1. Boenisch - kompletne nieporozumienie. Przecież on robi tragiczne błędy w obronie, pare razy fatalnie wycofywał piłkę, dając szansę Grekom na brameczke. Najbardziej pomógł nam Samaras, który jest zdecydowanie pod formą. Co do Boenischa - tak jak i w meczu z Andorą tak i dziś nie istniał w atakach skrzydłami, Zupełne przeciwieństwo Piszczka. Boczni obrońcy MUSZĄ włączać się do ataków. Ale co z tego ze Sebastian poszedłby do przodu, jak jego wkrzutki są tragiczne, albo za bramkę, albo piłka w obrońce.
2. Szczęsny zachował się bardzo dobrze, gdyby nie faulował 100% bramka. Trzeba mieć jaja, żeby poświęcić swoją osobą wynik.
3. Murawski praktycznie niewidoczny. Mimo, że nie pałam uwielbieniem do Polańskiego, to musze przyznać, że mecz przyzwoity.

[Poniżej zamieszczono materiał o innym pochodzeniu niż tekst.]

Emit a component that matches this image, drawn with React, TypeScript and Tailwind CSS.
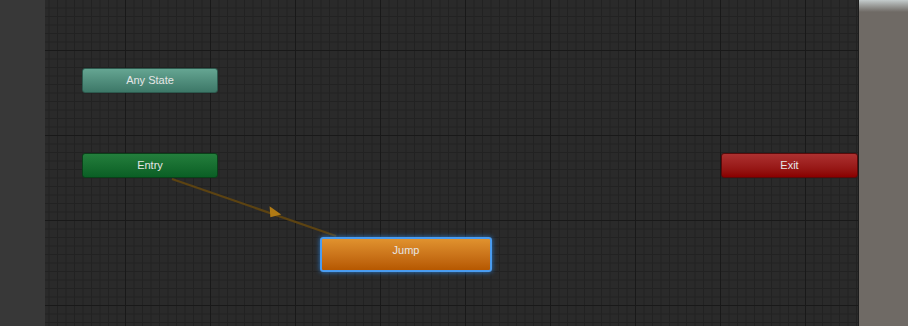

4. Błaszczykowski po bramce nie istniał, nie wiem jaki jest powód. Rybus próbował trochę szarpać, ale chyba zbyt mało doświadczenia. Wierzę, że kiedyś jeszcze będą z niego ludzie.
5. Zdecydowanie brakuje nam dyrygenta na środku pomocy. Tak jak np. w Niemczech był to Ballack, tak u nas od X czasu brakuje takiego zawodnika i to widać w grze. Brak płynności. Samym prawym skrzydłem Europy i świata nie zwojujemy.
6. Zdecydowanie brakowało piłkarza, który by szarpnął, pociągnął grę do przodu, mówię tu o Grosickim. Zupełnie nie rozumiem na co czekał Smuda. Widać było, że zawodnicy opadli z sił, nie ma nikogo, żeby dograć Lewandowskiemu. Dodatkowo ten zamknięty dach. 3 zmiany to był obowiązek. Mierzejewski też nic specjalnego nie pokazywał w sparingach, ale ma szybkość, świeżość i nie boi się próbować z dystansu, a tego zabrakło. Jednym składem nie wygrywa się meczu. Po co pozostali gracze, skoro i tak gra pierwsza 11, a pozostali są w przypadku czerwonej kartki. Absolutna głupota.
7. Kolejna sprawa, nasz kochany trener musi zrozumieć, że nie można po bramce na 1:0 obsiąść i czekać na koniec meczu.
Grecja jest drużyną, której wystarczy jedna śmieszna akcja - co pokazali. Rosjanie nie będą czekali na nas, wypunktują nam każdy błąd w bramkach. 1:0 to żaden wynik. Mecz uważam za frajersko przegrany. Po golu trzeba iść za passą i dorzucić coś jeszcze, tym bardziej, że jesteśmy drużyną jednej połowy.
Podsumowując mecz głupich błędów, braku koncentracji. Szczerze mówiąc po pierwszych 15 minutach gry miałem nadzieję, że powalczymy z Rosjanami, że wyjdziemy z grupy. 2:0 z ruskimi to najmniejszy wymiar kary. Oni nie będą na nas czekać jak Grecy, wjadą prawą stroną jak w masło, a przesłaby Boenisch tylko będzie patrzył.